╭──

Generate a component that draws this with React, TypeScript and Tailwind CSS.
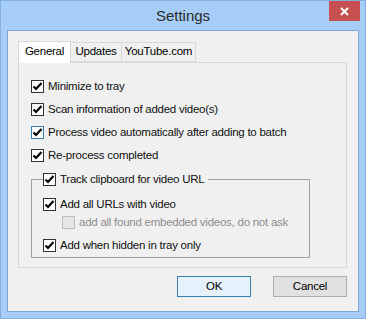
import React from "react";

type BoxProps = { checked?: boolean; disabled?: boolean; hover?: boolean };

function Box({ checked = false, disabled = false, hover = false }: BoxProps) {
  const border = disabled ? "border-[#bcbcbc] bg-[#e6e6e6]" : hover ? "border-[#3c7fb1] bg-white" : "border-[#333333] bg-white";
  return (
    <span className={`flex h-[13px] w-[13px] shrink-0 items-center justify-center border ${border}`}>
      {checked && (
        <svg width="11" height="11" viewBox="0 0 11 11">
          <path d="M1.5 5.5 L4 8 L9.5 2" fill="none" stroke="#000" strokeWidth="2.2" />
        </svg>
      )}
    </span>
  );
}

function Check({ label, checked = true, disabled = false, hover = false }: { label: string } & BoxProps) {
  return (
    <div className="flex items-center gap-[4px]">
      <Box checked={checked} disabled={disabled} hover={hover} />
      <span className={disabled ? "text-[#8d8d8d]" : "text-[#111]"}>{label}</span>
    </div>
  );
}

export default function App() {
  return (
    <div
      className="flex h-[319px] w-[366px] flex-col border border-[#83afe0] bg-[#a5cdf7] text-[11.5px] leading-none tracking-[-0.25px]"
      style={{ fontFamily: '"Segoe UI", "Liberation Sans", Arial, sans-serif' }}
    >
      {/* title bar */}
      <div className="grid h-[29px] grid-cols-[1fr_auto_1fr] items-start">
        <div />
        <div className="pt-[7px] text-[15px] tracking-normal text-[#2b2b2b]">Settings</div>
        <div className="flex justify-end pr-[5px]">
          <div className="flex h-[20px] w-[31px] items-center justify-center bg-[#c75050]">
            <svg width="9" height="9" viewBox="0 0 9 9">
              <path d="M1 1 L8 8 M8 1 L1 8" stroke="#fff" strokeWidth="2" />
            </svg>
          </div>
        </div>
      </div>

      {/* client area */}
      <div className="mx-[6px] flex h-[282px] flex-col border border-[#7ea6cf] bg-[#f0f0f0]">
        <div className="ml-[10px] mt-[10px] w-[329px]">
          {/* tabs */}
          <div className="flex h-[21px] items-end">
            <div className="relative z-10 -mb-px flex h-[22px] w-[53px] items-center justify-center border border-b-0 border-[#d9d9d9] bg-white pb-[2px]">
              General
            </div>
            <div className="flex h-[20px] w-[51px] items-center justify-center border border-l-0 border-[#d9d9d9] bg-[#f0f0f0]">
              Updates
            </div>
            <div className="flex h-[20px] w-[74px] items-center justify-center border border-l-0 border-[#d9d9d9] bg-[#f0f0f0]">
              YouTube.com
            </div>
          </div>
          {/* panel */}
          <div className="h-[206px] border border-[#d9d9d9] bg-[#f0f0f0] pl-[12px] pt-[17px]">
            <div className="flex flex-col gap-[10px]">
              <Check label="Minimize to tray" />
              <Check label="Scan information of added video(s)" />
              <Check label="Process video automatically after adding to batch" hover />
              <Check label="Re-process completed" />
            </div>
            <div className="relative mt-[17px] h-[79px] w-[279px] border border-[#a0a0a0]">
              <div className="absolute -top-[7px] left-[11px] bg-[#f0f0f0] pr-[4px]">
                <Check label="Track clipboard for video URL" />
              </div>
              <div className="flex flex-col pl-[11px] pt-[18px]">
                <Check label="Add all URLs with  video" />
                <div className="ml-[19px] mt-[5px]">
                  <Check label="add all found embedded videos, do not ask" checked={false} disabled />
                </div>
                <div className="mt-[10px]">
                  <Check label="Add when hidden in tray only" />
                </div>
              </div>
            </div>
          </div>
        </div>
        {/* buttons */}
        <div className="ml-[169px] mt-[8px] flex gap-[22px]">
          <div className="flex h-[21px] w-[74px] items-center justify-center border border-[#3c7fb1] bg-[#e5f1fb]">OK</div>
          <div className="flex h-[21px] w-[74px] items-center justify-center border border-[#adadad] bg-[#e1e1e1]">Cancel</div>
        </div>
      </div>
    </div>
  );
}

╰──

_SET TASK_.
Repeat the material verbatim. Do not carry over any picture.

_TASK RESULT_.
Generate a component that draws this with React, TypeScript and Tailwind CSS.
import React from "react";

type BoxProps = { checked?: boolean; disabled?: boolean; hover?: boolean };

function Box({ checked = false, disabled = false, hover = false }: BoxProps) {
  const border = disabled ? "border-[#bcbcbc] bg-[#e6e6e6]" : hover ? "border-[#3c7fb1] bg-white" : "border-[#333333] bg-white";
  return (
    <span className={`flex h-[13px] w-[13px] shrink-0 items-center justify-center border ${border}`}>
      {checked && (
        <svg width="11" height="11" viewBox="0 0 11 11">
          <path d="M1.5 5.5 L4 8 L9.5 2" fill="none" stroke="#000" strokeWidth="2.2" />
        </svg>
      )}
    </span>
  );
}

function Check({ label, checked = true, disabled = false, hover = false }: { label: string } & BoxProps) {
  return (
    <div className="flex items-center gap-[4px]">
      <Box checked={checked} disabled={disabled} hover={hover} />
      <span className={disabled ? "text-[#8d8d8d]" : "text-[#111]"}>{label}</span>
    </div>
  );
}

export default function App() {
  return (
    <div
      className="flex h-[319px] w-[366px] flex-col border border-[#83afe0] bg-[#a5cdf7] text-[11.5px] leading-none tracking-[-0.25px]"
      style={{ fontFamily: '"Segoe UI", "Liberation Sans", Arial, sans-serif' }}
    >
      {/* title bar */}
      <div className="grid h-[29px] grid-cols-[1fr_auto_1fr] items-start">
        <div />
        <div className="pt-[7px] text-[15px] tracking-normal text-[#2b2b2b]">Settings</div>
        <div className="flex justify-end pr-[5px]">
          <div className="flex h-[20px] w-[31px] items-center justify-center bg-[#c75050]">
            <svg width="9" height="9" viewBox="0 0 9 9">
              <path d="M1 1 L8 8 M8 1 L1 8" stroke="#fff" strokeWidth="2" />
            </svg>
          </div>
        </div>
      </div>

      {/* client area */}
      <div className="mx-[6px] flex h-[282px] flex-col border border-[#7ea6cf] bg-[#f0f0f0]">
        <div className="ml-[10px] mt-[10px] w-[329px]">
          {/* tabs */}
          <div className="flex h-[21px] items-end">
            <div className="relative z-10 -mb-px flex h-[22px] w-[53px] items-center justify-center border border-b-0 border-[#d9d9d9] bg-white pb-[2px]">
              General
            </div>
            <div className="flex h-[20px] w-[51px] items-center justify-center border border-l-0 border-[#d9d9d9] bg-[#f0f0f0]">
              Updates
            </div>
            <div className="flex h-[20px] w-[74px] items-center justify-center border border-l-0 border-[#d9d9d9] bg-[#f0f0f0]">
              YouTube.com
            </div>
          </div>
          {/* panel */}
          <div className="h-[206px] border border-[#d9d9d9] bg-[#f0f0f0] pl-[12px] pt-[17px]">
            <div className="flex flex-col gap-[10px]">
              <Check label="Minimize to tray" />
              <Check label="Scan information of added video(s)" />
              <Check label="Process video automatically after adding to batch" hover />
              <Check label="Re-process completed" />
            </div>
            <div className="relative mt-[17px] h-[79px] w-[279px] border border-[#a0a0a0]">
              <div className="absolute -top-[7px] left-[11px] bg-[#f0f0f0] pr-[4px]">
                <Check label="Track clipboard for video URL" />
              </div>
              <div className="flex flex-col pl-[11px] pt-[18px]">
                <Check label="Add all URLs with  video" />
                <div className="ml-[19px] mt-[5px]">
                  <Check label="add all found embedded videos, do not ask" checked={false} disabled />
                </div>
                <div className="mt-[10px]">
                  <Check label="Add when hidden in tray only" />
                </div>
              </div>
            </div>
          </div>
        </div>
        {/* buttons */}
        <div className="ml-[169px] mt-[8px] flex gap-[22px]">
          <div className="flex h-[21px] w-[74px] items-center justify-center border border-[#3c7fb1] bg-[#e5f1fb]">OK</div>
          <div className="flex h-[21px] w-[74px] items-center justify-center border border-[#adadad] bg-[#e1e1e1]">Cancel</div>
        </div>
      </div>
    </div>
  );
}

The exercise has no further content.